雇用についてもう一つの高頻度データであるindeed求人を確認すると、8月から10月にかけて底堅くなっており、JOLTS求人の方も横ばいで推移する可能性が高まっている(図表)。この辺りは雇用統計の意外な強さにもつながっていよう。

話が横に逸れるが、「雇用統計は政府部門で増えただけで実態は弱い」との俗説が広がっているものの、彼らが提示しているのは季節調整前の数値であり、全く意味のない指摘である。同様の議論は当NOTEでカンニングしているJOLTS求人にも可能で、求人のうち民間部門のものは減少しているのに対し政府部門の求人は底堅く見える(図表)。

ただ、求人件数は民間部門と政府部門で桁が一つ違っており、政府求人を増やして全体の雇用を持ち上げることは難しいし、そうした動きも今のところ統計上確認できない。
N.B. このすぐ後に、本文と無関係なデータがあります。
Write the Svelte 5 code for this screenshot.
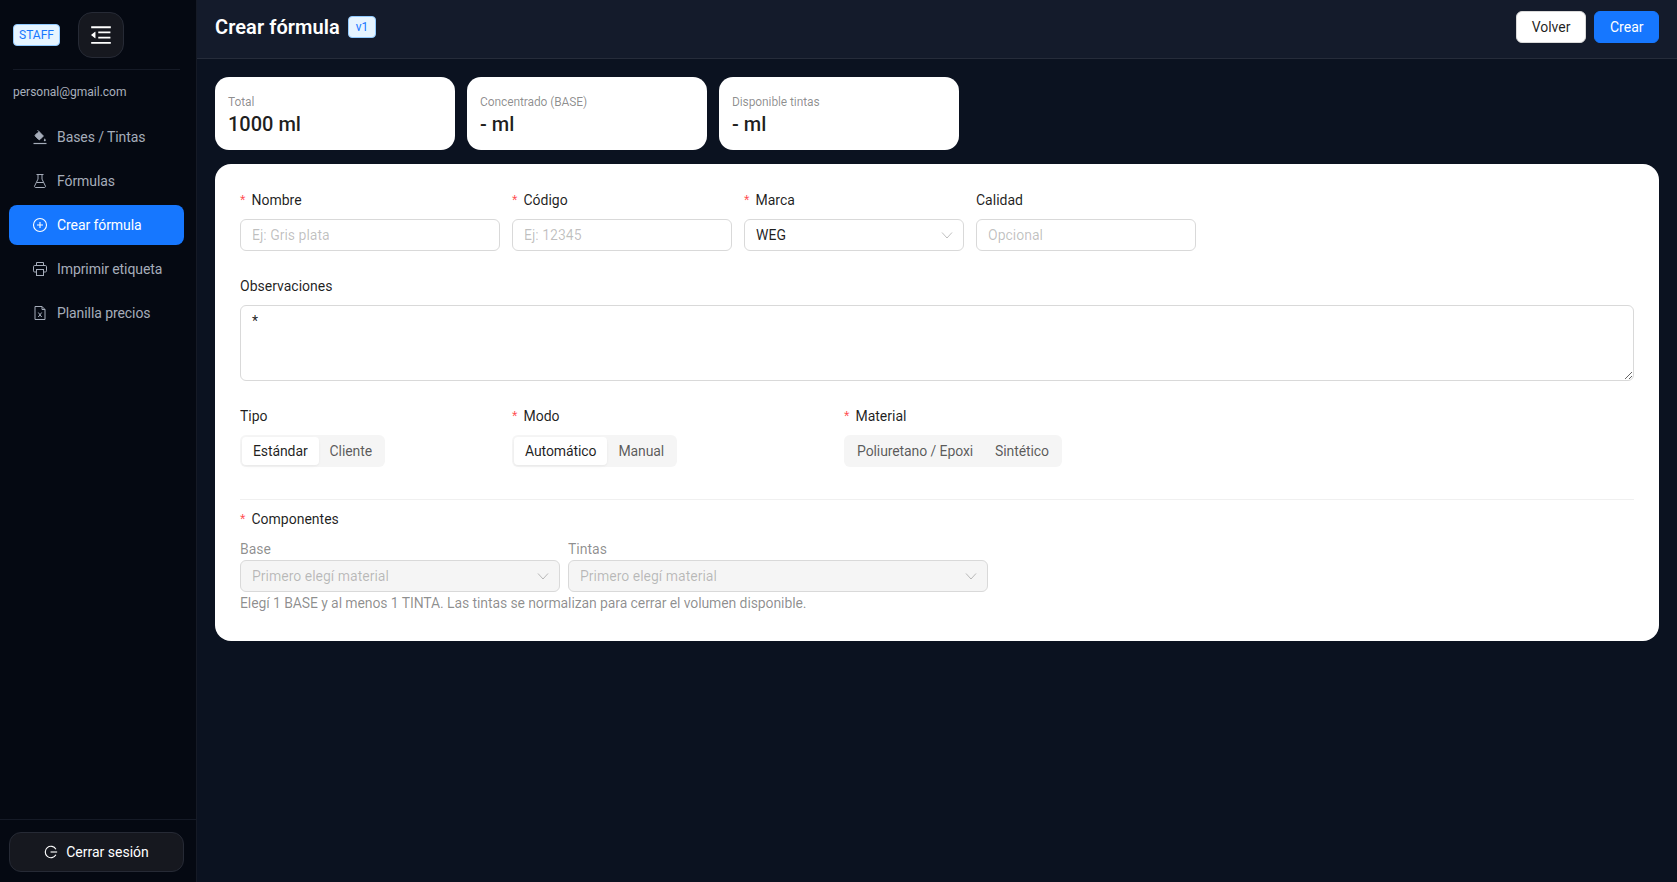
<script>
  const menu = [
    { label: 'Bases / Tintas', icon: 'bases' },
    { label: 'Fórmulas', icon: 'flask' },
    { label: 'Crear fórmula', icon: 'plus', active: true },
    { label: 'Imprimir etiqueta', icon: 'printer' },
    { label: 'Planilla precios', icon: 'excel' }
  ];
  const stats = [
    { label: 'Total', value: '1000 ml' },
    { label: 'Concentrado (BASE)', value: '- ml' },
    { label: 'Disponible tintas', value: '- ml' }
  ];
</script>

{#snippet chevron()}
  <svg class="chevron" viewBox="0 0 12 12" width="12" height="12">
    <path d="M1 3.5l5 5.5 5-5.5" fill="none" stroke="currentColor" stroke-width="1" />
  </svg>
{/snippet}

{#snippet segmented(options, active)}
  <div class="segmented">
    {#each options as opt, i}
      <span class="seg-item" class:selected={i === active}>{opt}</span>
    {/each}
  </div>
{/snippet}

<div class="layout">
  <aside class="sidebar">
    <div class="brand">
      <span class="staff">STAFF</span>
      <button class="toggle" aria-label="Plegar menú">
        <svg viewBox="64 64 896 896" width="22" height="22" fill="currentColor">
          <path d="M408 442h480c4.4 0 8-3.6 8-8v-56c0-4.4-3.6-8-8-8H408c-4.4 0-8 3.6-8 8v56c0 4.4 3.6 8 8 8zm-8 204c0 4.4 3.6 8 8 8h480c4.4 0 8-3.6 8-8v-56c0-4.4-3.6-8-8-8H408c-4.4 0-8 3.6-8 8v56zm504-486H120c-4.4 0-8 3.6-8 8v56c0 4.4 3.6 8 8 8h784c4.4 0 8-3.6 8-8v-56c0-4.4-3.6-8-8-8zm0 632H120c-4.4 0-8 3.6-8 8v56c0 4.4 3.6 8 8 8h784c4.4 0 8-3.6 8-8v-56c0-4.4-3.6-8-8-8zM115.4 518.9L271.7 642c5.8 4.6 14.4.5 14.4-6.9V388.9c0-7.4-8.5-11.5-14.4-6.9L115.4 505.1a8.74 8.74 0 000 13.8z" />
        </svg>
      </button>
    </div>
    <div class="email">personal@gmail.com</div>
    <nav class="menu">
      {#each menu as item}
        <a class="menu-item" class:active={item.active} href="#top">
          <svg class="menu-icon" viewBox="0 0 16 16" width="16" height="16" fill="none" stroke="currentColor" stroke-width="1">
            {#if item.icon === 'bases'}
              <path d="M1.5 14.5h13" stroke-width="1.2" />
              <path d="M7.2 2.8l4.2 4.2-3.4 3.4a1 1 0 0 1-1.4 0L3.4 7.2a1 1 0 0 1 0-1.4z" fill="currentColor" />
              <path d="M5.6 1.2l2 2" />
              <path d="M12.8 9.2c.6.9 1 1.5 1 2a1 1 0 0 1-2 0c0-.5.4-1.1 1-2z" fill="currentColor" stroke="none" />
            {:else if item.icon === 'flask'}
              <path d="M4.5 1.5h7M6 1.5v4.6L2.6 13a1 1 0 0 0 .9 1.5h9a1 1 0 0 0 .9-1.5L10 6.1V1.5" />
              <path d="M4.6 9.5h6.8" />
            {:else if item.icon === 'plus'}
              <circle cx="8" cy="8" r="6.5" stroke-width="1.1" />
              <path d="M8 5v6M5 8h6" stroke-width="1.1" />
            {:else if item.icon === 'printer'}
              <path d="M4.5 4.5v-3h7v3" />
              <rect x="1.5" y="4.5" width="13" height="6.5" rx="1.2" />
              <rect x="4.5" y="8.5" width="7" height="6" fill="#050912" />
            {:else}
              <path d="M3 1.5h7l3 3v10H3z" />
              <path d="M10 1.5v3h3" />
              <path d="M6.3 7.5l3.4 4.5M9.7 7.5L6.3 12" />
            {/if}
          </svg>
          <span>{item.label}</span>
        </a>
      {/each}
    </nav>
    <div class="sidebar-foot">
      <button class="logout">
        <svg viewBox="0 0 16 16" width="14" height="14" fill="none" stroke="currentColor" stroke-width="1.3">
          <path d="M13.6 11.2A6.5 6.5 0 1 1 13.6 4.8" />
          <path d="M7.5 8h7.5" />
        </svg>
        Cerrar sesión
      </button>
    </div>
  </aside>

  <div class="main">
    <header class="topbar">
      <div class="title-wrap">
        <h1>Crear fórmula</h1>
        <span class="version">v1</span>
      </div>
      <div class="actions">
        <button class="btn">Volver</button>
        <button class="btn primary">Crear</button>
      </div>
    </header>

    <div class="content">
      <div class="stats">
        {#each stats as s}
          <div class="stat">
            <div class="stat-label">{s.label}</div>
            <div class="stat-value">{s.value}</div>
          </div>
        {/each}
      </div>

      <section class="card">
        <div class="row-fields">
          <div class="field f-name">
            <label class="req" for="nombre">Nombre</label>
            <input id="nombre" placeholder="Ej: Gris plata" />
          </div>
          <div class="field f-small">
            <label class="req" for="codigo">Código</label>
            <input id="codigo" placeholder="Ej: 12345" />
          </div>
          <div class="field f-small">
            <span class="lab req">Marca</span>
            <div class="select">WEG {@render chevron()}</div>
          </div>
          <div class="field f-small">
            <label for="calidad">Calidad</label>
            <input id="calidad" placeholder="Opcional" />
          </div>
        </div>

        <div class="field obs">
          <label for="obs">Observaciones</label>
          <textarea id="obs">*</textarea>
        </div>

        <div class="row-seg">
          <div class="field col-tipo">
            <span class="lab">Tipo</span>
            {@render segmented(['Estándar', 'Cliente'], 0)}
          </div>
          <div class="field col-modo">
            <span class="lab req">Modo</span>
            {@render segmented(['Automático', 'Manual'], 0)}
          </div>
          <div class="field">
            <span class="lab req">Material</span>
            {@render segmented(['Poliuretano / Epoxi', 'Sintético'], -1)}
          </div>
        </div>

        <hr />

        <div class="lab req comp-title">Componentes</div>
        <div class="row-comp">
          <div class="comp-base">
            <div class="sub">Base</div>
            <div class="select disabled">Primero elegí material {@render chevron()}</div>
          </div>
          <div class="comp-tintas">
            <div class="sub">Tintas</div>
            <div class="select disabled">Primero elegí material {@render chevron()}</div>
          </div>
        </div>
        <p class="hint">Elegí 1 BASE y al menos 1 TINTA. Las tintas se normalizan para cerrar el volumen disponible.</p>
      </section>
    </div>
  </div>
</div>

<style>
  :global(body) {
    margin: 0;
    background: #0b1220;
    font-family: Roboto, "Open Sans", sans-serif;
  }

  .layout {
    display: flex;
    height: 882px;
    overflow: hidden;
  }

  .sidebar {
    width: 196px;
    flex-shrink: 0;
    background: #050912;
    border-right: 1px solid #151a26;
    display: flex;
    flex-direction: column;
  }

  .brand {
    display: flex;
    align-items: center;
    gap: 18px;
    height: 69px;
    margin: 0 16px 0 13px;
    border-bottom: 1px solid #151a26;
  }

  .staff {
    box-sizing: border-box;
    width: 47px;
    height: 22px;
    line-height: 20px;
    text-align: center;
    font-size: 12px;
    color: #1677ff;
    background: #e6f4ff;
    border: 1px solid #91caff;
    border-radius: 4px;
  }

  .toggle {
    width: 46px;
    height: 46px;
    display: flex;
    align-items: center;
    justify-content: center;
    padding: 0;
    color: #fff;
    background: #16181f;
    border: 1px solid #262a35;
    border-radius: 14px;
  }

  .email {
    margin: 14px 0 0 13px;
    font-size: 12px;
    line-height: 17px;
    color: #a9b0bd;
  }

  .menu {
    display: flex;
    flex-direction: column;
    gap: 4px;
    padding: 16px 12px 0 9px;
  }

  .menu-item {
    height: 40px;
    display: flex;
    align-items: center;
    gap: 9px;
    padding-left: 23px;
    border-radius: 8px;
    font-size: 14px;
    letter-spacing: -0.08px;
    color: #a6adba;
    text-decoration: none;
  }

  .menu-item.active {
    background: #1677ff;
    color: #fff;
  }

  .sidebar-foot {
    margin-top: auto;
    padding: 12px 12px 10px 9px;
    border-top: 1px solid #151a26;
  }

  .logout {
    width: 100%;
    height: 40px;
    display: flex;
    align-items: center;
    justify-content: center;
    gap: 8px;
    font: inherit;
    font-size: 14px;
    color: #fff;
    background: #16181f;
    border: 1px solid #262a35;
    border-radius: 12px;
  }

  .main {
    flex: 1;
    min-width: 0;
  }

  .topbar {
    box-sizing: content-box;
    height: 54px;
    display: flex;
    align-items: center;
    justify-content: space-between;
    padding: 0 18px 4px;
    background: #141b2b;
    border-bottom: 1px solid #262c3a;
  }

  .title-wrap {
    display: flex;
    align-items: center;
    gap: 8px;
  }

  h1 {
    margin: 0;
    font-size: 20px;
    letter-spacing: 0.08px;
    font-weight: 600;
    color: #fff;
  }

  .version {
    box-sizing: border-box;
    width: 28px;
    height: 22px;
    line-height: 20px;
    text-align: center;
    font-size: 12px;
    color: #1677ff;
    background: #e6f4ff;
    border: 1px solid #91caff;
    border-radius: 4px;
  }

  .actions {
    display: flex;
    gap: 8px;
  }

  .btn {
    height: 32px;
    padding: 0 15px;
    font: inherit;
    font-size: 14px;
    color: rgba(0, 0, 0, 0.88);
    background: #fff;
    border: 1px solid #d9d9d9;
    border-radius: 6px;
  }

  .btn.primary {
    padding: 0 14.5px;
    color: #fff;
    background: #1677ff;
    border-color: #1677ff;
  }

  .content {
    padding: 18px 18px 0;
  }

  .stats {
    display: flex;
    gap: 12px;
    margin-bottom: 14px;
  }

  .stat {
    width: 240px;
    height: 73px;
    box-sizing: border-box;
    padding: 17px 13px 0;
    background: #fff;
    border-radius: 14px;
  }

  .stat-label {
    font-size: 12px;
    line-height: 16px;
    letter-spacing: -0.1px;
    color: rgba(0, 0, 0, 0.45);
  }

  .stat-value {
    font-size: 20px;
    line-height: 28px;
    font-weight: 500;
    color: rgba(0, 0, 0, 0.88);
  }

  .card {
    background: #fff;
    border-radius: 16px;
    height: 477px;
    box-sizing: border-box;
    padding: 25px;
  }

  .row-fields {
    display: flex;
    gap: 12px;
  }

  .field {
    display: flex;
    flex-direction: column;
  }

  .f-name {
    width: 260px;
  }

  .f-small {
    width: 220px;
  }

  label, .lab {
    display: block;
    font-size: 14px;
    line-height: 22px;
    margin-bottom: 8px;
    color: rgba(0, 0, 0, 0.88);
  }

  .req::before {
    content: "*";
    color: #ff4d4f;
    margin-right: 6px;
    font-family: "Liberation Sans", sans-serif;
  }

  input, .select {
    box-sizing: border-box;
    height: 32px;
    padding: 0 11px;
    font: inherit;
    font-size: 14px;
    color: rgba(0, 0, 0, 0.88);
    background: #fff;
    border: 1px solid #d9d9d9;
    border-radius: 6px;
    outline: none;
  }

  input::placeholder {
    color: rgba(0, 0, 0, 0.25);
  }

  .select {
    display: flex;
    align-items: center;
    justify-content: space-between;
    padding-right: 10px;
  }

  .chevron {
    color: rgba(0, 0, 0, 0.25);
  }

  .select.disabled {
    color: rgba(0, 0, 0, 0.25);
    background: rgba(0, 0, 0, 0.04);
  }

  .obs {
    margin-top: 24px;
  }

  textarea {
    box-sizing: border-box;
    display: block;
    width: 100%;
    height: 76px;
    padding: 4px 11px;
    font: inherit;
    font-size: 14px;
    line-height: 22px;
    color: rgba(0, 0, 0, 0.88);
    background: #fff;
    border: 1px solid #d9d9d9;
    border-radius: 6px;
    outline: none;
  }

  .row-seg {
    display: flex;
    margin-top: 24px;
  }

  .col-tipo {
    width: 272px;
  }

  .col-modo {
    width: 332px;
  }

  .segmented {
    display: inline-flex;
    align-self: flex-start;
    padding: 2px;
    background: #f5f5f5;
    border-radius: 6px;
  }

  .seg-item {
    height: 28px;
    line-height: 28px;
    padding: 0 11px;
    font-size: 14px;
    letter-spacing: -0.1px;
    color: rgba(0, 0, 0, 0.65);
    border-radius: 4px;
  }

  .seg-item.selected {
    color: rgba(0, 0, 0, 0.88);
    background: #fff;
    box-shadow: 0 1px 2px rgba(0, 0, 0, 0.03), 0 1px 6px -1px rgba(0, 0, 0, 0.02), 0 2px 4px rgba(0, 0, 0, 0.02);
  }

  hr {
    margin: 32px 0 0;
    border: 0;
    border-top: 1px solid #f0f0f0;
  }

  .comp-title {
    margin: 8px 0 8px;
  }

  .row-comp {
    display: flex;
    gap: 8px;
  }

  .comp-base {
    width: 320px;
  }

  .comp-tintas {
    width: 420px;
  }

  .sub {
    font-size: 14px;
    line-height: 22px;
    color: rgba(0, 0, 0, 0.45);
  }

  .hint {
    margin: 0;
    font-size: 14px;
    line-height: 22px;
    letter-spacing: -0.1px;
    color: rgba(0, 0, 0, 0.45);
  }
</style>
民主党が選挙対策で雇用を増やしているという話も、考えるだけなら面白いが、それで指標の動向を考えることに意味がないだろう。

以上、米景気のソフトランディングが意識される中、FRBの利下げ回数も下方修正され、ハイテク株を中心に逆風となっている。直近ではASMLが悪い決算を発表したことも意識され、ハイテク株の上値を抑えている。加えて、中国景気は今後底堅さを増す可能性が高まっている。物色としてはグロースよりバリューが選好されやすい地合いとなるだろうが、日米で大きな選挙が近づいている現状、投資家も徐々に慎重姿勢を強めていくとみられ、あまり景気動向に関心が払われないかもしれない。

※本投稿は情報提供を目的としており金融取引を推奨する意図はありません。